§ **Set problem**: Show every line where "this" occurs.

§ **Given records**:

-.-.-

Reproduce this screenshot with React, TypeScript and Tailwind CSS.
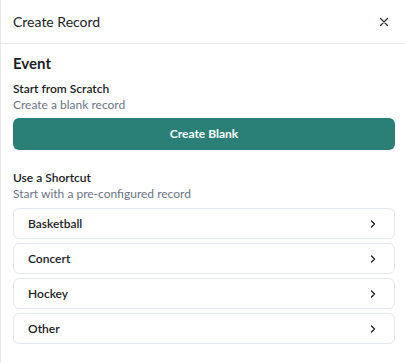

-.-.-

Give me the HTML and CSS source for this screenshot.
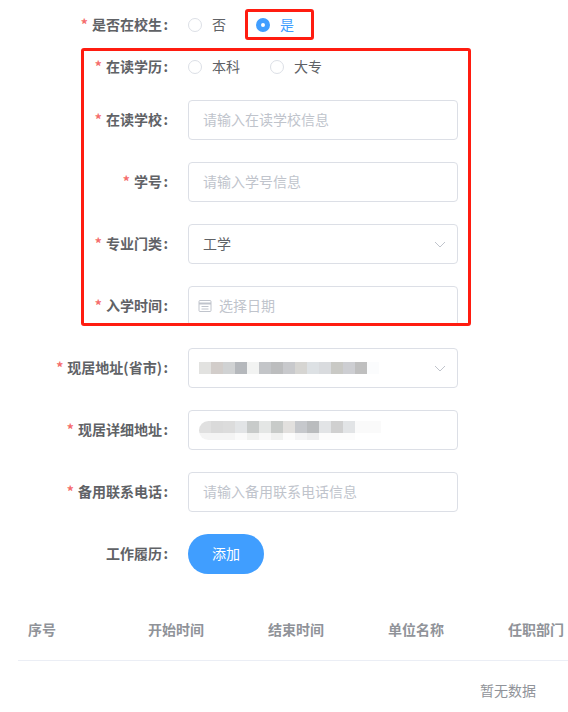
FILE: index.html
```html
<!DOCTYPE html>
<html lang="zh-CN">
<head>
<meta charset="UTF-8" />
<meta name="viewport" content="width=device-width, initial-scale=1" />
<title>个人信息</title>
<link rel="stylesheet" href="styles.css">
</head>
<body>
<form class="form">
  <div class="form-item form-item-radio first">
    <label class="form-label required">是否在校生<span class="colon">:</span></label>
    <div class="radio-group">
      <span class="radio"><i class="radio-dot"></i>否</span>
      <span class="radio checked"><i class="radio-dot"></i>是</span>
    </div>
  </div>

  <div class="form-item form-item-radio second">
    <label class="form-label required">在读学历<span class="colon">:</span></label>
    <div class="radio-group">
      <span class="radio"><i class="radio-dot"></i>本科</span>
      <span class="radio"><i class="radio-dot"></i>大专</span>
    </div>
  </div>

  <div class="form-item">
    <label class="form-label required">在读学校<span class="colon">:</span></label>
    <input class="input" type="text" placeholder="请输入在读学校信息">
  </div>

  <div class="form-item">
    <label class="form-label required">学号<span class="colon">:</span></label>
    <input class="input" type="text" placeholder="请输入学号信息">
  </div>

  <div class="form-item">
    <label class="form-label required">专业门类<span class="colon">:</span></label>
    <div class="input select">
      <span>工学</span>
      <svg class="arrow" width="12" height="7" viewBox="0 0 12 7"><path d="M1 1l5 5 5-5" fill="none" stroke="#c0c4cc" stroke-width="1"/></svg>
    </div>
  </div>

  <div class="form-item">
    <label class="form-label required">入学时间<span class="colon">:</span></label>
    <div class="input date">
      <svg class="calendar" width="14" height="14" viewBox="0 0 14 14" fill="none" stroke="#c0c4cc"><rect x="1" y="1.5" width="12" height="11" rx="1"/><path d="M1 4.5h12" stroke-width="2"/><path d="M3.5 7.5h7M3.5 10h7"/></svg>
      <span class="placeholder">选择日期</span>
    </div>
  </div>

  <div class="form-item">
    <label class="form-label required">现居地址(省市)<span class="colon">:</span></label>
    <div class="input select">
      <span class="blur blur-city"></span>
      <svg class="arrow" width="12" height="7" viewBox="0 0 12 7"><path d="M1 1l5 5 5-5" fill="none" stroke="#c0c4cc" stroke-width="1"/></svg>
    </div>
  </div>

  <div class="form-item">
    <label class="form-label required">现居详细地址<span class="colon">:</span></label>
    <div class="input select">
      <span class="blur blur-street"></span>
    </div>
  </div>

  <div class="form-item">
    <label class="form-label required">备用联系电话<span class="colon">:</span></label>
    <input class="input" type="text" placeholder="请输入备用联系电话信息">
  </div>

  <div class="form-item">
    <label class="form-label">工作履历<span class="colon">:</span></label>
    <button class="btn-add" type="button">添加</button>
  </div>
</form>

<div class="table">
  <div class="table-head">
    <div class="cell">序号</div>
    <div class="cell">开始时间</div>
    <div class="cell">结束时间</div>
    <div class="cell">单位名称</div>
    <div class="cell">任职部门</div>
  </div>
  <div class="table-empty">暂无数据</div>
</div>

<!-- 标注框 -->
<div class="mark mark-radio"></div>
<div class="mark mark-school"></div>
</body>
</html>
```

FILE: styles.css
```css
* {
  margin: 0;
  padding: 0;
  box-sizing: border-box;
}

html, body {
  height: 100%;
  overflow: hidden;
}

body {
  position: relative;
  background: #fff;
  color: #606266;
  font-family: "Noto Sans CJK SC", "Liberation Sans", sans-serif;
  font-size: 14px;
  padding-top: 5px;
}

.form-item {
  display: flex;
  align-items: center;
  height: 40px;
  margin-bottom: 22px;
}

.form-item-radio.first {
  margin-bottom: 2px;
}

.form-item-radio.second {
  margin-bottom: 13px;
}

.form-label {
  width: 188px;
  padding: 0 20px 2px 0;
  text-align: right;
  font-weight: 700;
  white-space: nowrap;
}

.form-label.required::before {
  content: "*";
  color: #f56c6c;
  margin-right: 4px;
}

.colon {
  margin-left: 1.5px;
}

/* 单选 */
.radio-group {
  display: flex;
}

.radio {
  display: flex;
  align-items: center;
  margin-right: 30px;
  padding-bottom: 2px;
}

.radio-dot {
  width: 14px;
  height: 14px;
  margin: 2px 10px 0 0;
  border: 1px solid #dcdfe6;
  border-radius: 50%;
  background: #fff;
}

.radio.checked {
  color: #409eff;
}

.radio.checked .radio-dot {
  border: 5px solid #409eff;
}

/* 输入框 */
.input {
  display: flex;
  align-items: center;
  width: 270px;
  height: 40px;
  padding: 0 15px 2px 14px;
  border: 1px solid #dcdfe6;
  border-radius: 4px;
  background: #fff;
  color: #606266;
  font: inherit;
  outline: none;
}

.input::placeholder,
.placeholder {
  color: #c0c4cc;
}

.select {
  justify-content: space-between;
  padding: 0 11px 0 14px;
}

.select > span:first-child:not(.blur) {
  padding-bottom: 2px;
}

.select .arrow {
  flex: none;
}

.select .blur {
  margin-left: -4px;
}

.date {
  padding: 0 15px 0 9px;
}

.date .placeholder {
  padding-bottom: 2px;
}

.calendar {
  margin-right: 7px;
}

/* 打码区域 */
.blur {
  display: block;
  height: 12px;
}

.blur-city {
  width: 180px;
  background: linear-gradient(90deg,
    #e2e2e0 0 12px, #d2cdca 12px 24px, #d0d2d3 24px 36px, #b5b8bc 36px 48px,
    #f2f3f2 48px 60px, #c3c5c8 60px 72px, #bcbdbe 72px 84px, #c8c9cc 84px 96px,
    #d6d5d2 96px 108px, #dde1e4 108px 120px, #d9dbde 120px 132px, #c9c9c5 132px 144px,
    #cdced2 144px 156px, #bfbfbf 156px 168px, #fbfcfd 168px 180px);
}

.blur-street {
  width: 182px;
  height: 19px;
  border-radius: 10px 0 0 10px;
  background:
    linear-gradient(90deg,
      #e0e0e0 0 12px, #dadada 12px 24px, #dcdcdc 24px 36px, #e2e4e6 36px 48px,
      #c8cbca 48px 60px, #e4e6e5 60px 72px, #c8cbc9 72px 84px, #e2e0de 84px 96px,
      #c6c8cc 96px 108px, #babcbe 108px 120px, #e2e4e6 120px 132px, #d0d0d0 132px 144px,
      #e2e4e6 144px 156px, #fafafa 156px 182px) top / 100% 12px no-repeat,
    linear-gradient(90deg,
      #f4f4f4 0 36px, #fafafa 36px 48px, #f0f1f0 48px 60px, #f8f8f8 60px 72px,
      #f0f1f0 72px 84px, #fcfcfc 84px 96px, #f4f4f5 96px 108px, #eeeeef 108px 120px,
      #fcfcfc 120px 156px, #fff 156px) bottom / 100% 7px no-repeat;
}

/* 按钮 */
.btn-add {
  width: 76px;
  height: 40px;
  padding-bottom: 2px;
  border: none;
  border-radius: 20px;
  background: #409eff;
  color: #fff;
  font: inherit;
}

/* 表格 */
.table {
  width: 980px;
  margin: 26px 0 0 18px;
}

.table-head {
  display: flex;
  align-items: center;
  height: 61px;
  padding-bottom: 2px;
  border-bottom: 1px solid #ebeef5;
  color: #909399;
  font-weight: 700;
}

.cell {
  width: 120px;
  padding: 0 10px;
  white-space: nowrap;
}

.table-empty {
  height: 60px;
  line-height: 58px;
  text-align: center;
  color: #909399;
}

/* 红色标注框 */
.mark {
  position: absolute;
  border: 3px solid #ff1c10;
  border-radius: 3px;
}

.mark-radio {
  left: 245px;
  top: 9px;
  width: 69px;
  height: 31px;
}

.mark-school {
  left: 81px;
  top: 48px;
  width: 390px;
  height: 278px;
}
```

-.-.-

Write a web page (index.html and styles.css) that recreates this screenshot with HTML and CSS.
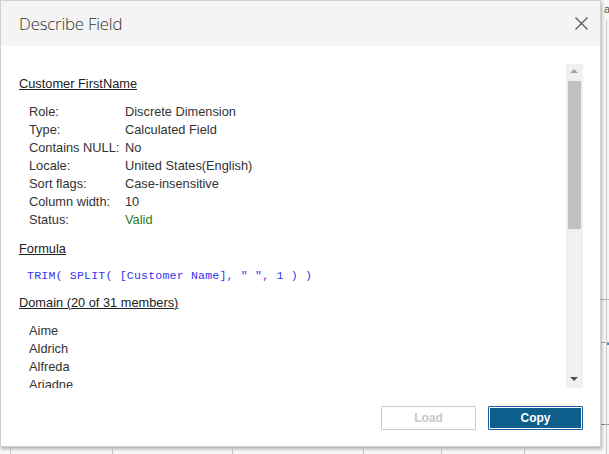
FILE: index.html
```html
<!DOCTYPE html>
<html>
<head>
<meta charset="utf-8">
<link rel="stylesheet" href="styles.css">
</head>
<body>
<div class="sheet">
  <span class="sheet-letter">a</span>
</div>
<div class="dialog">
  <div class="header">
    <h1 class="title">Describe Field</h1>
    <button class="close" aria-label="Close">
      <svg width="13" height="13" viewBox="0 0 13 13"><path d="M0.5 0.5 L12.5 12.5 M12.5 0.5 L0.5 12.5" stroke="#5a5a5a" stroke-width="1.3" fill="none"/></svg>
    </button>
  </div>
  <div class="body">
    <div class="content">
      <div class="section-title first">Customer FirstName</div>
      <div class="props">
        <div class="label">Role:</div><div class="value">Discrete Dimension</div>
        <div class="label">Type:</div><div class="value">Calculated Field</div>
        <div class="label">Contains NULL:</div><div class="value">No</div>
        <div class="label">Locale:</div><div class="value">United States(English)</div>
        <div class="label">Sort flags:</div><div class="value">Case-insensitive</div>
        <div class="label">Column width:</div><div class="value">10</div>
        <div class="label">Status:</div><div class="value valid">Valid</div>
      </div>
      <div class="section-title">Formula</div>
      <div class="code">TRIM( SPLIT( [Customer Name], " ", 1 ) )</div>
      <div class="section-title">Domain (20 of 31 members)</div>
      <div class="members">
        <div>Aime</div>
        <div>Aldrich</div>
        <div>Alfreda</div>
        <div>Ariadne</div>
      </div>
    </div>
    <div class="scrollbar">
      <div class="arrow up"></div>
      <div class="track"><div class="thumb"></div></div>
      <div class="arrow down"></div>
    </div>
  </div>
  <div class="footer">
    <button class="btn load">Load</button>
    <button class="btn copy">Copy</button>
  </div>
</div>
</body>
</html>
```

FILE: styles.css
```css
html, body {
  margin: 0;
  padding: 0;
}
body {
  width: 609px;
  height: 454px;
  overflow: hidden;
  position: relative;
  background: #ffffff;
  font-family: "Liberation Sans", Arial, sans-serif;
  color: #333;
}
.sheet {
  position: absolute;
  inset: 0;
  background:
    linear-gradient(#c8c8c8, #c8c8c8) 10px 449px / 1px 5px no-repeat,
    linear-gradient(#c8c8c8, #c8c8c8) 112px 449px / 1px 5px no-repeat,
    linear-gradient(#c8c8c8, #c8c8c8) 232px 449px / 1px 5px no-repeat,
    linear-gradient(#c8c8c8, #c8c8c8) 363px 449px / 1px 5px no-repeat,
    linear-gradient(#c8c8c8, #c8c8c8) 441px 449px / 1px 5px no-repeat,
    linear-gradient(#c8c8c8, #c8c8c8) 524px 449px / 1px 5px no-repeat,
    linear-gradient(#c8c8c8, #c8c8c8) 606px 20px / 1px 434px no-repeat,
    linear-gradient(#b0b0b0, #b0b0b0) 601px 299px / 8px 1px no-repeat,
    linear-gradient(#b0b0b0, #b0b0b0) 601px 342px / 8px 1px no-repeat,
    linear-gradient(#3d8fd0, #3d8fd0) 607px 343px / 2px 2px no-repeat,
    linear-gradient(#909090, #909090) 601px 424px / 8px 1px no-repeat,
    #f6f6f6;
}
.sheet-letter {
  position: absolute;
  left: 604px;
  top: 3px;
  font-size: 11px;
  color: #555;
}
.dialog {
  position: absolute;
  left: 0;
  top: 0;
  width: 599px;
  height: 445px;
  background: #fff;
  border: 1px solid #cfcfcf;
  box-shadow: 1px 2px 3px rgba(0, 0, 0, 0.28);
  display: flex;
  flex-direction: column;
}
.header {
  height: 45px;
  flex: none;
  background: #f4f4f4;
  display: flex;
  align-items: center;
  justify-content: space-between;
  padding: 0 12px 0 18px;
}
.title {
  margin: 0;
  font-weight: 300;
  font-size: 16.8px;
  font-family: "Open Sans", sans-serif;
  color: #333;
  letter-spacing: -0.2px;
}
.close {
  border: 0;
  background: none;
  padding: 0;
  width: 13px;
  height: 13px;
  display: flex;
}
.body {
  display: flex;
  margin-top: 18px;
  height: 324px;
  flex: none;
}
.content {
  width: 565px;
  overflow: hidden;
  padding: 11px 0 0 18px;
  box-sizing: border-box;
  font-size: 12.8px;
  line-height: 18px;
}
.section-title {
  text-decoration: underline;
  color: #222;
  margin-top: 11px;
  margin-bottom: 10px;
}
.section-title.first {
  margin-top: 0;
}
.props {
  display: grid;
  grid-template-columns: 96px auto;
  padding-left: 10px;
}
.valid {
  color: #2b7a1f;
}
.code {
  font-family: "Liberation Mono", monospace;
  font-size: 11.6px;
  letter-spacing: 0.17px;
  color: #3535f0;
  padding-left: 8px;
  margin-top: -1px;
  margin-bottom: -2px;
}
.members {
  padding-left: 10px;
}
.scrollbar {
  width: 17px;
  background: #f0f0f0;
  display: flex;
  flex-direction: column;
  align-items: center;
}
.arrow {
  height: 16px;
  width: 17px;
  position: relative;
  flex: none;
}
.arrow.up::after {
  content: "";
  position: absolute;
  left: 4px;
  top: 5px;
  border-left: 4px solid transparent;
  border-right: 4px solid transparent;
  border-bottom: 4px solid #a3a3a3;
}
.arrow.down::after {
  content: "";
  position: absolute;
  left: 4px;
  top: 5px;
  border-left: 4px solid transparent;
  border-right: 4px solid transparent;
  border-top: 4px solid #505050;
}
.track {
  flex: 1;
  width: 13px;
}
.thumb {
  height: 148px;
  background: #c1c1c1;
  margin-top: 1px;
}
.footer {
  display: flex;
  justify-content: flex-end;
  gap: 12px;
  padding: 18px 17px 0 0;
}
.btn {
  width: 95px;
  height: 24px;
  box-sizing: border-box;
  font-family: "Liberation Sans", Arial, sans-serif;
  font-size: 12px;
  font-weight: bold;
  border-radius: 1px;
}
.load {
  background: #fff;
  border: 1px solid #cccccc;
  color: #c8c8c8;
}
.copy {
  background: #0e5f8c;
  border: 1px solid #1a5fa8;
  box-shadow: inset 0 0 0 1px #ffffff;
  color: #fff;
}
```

-.-.-

§ **Answer to the problem**:
Reproduce this screenshot with React, TypeScript and Tailwind CSS.
Give me the HTML and CSS source for this screenshot.
Write a web page (index.html and styles.css) that recreates this screenshot with HTML and CSS.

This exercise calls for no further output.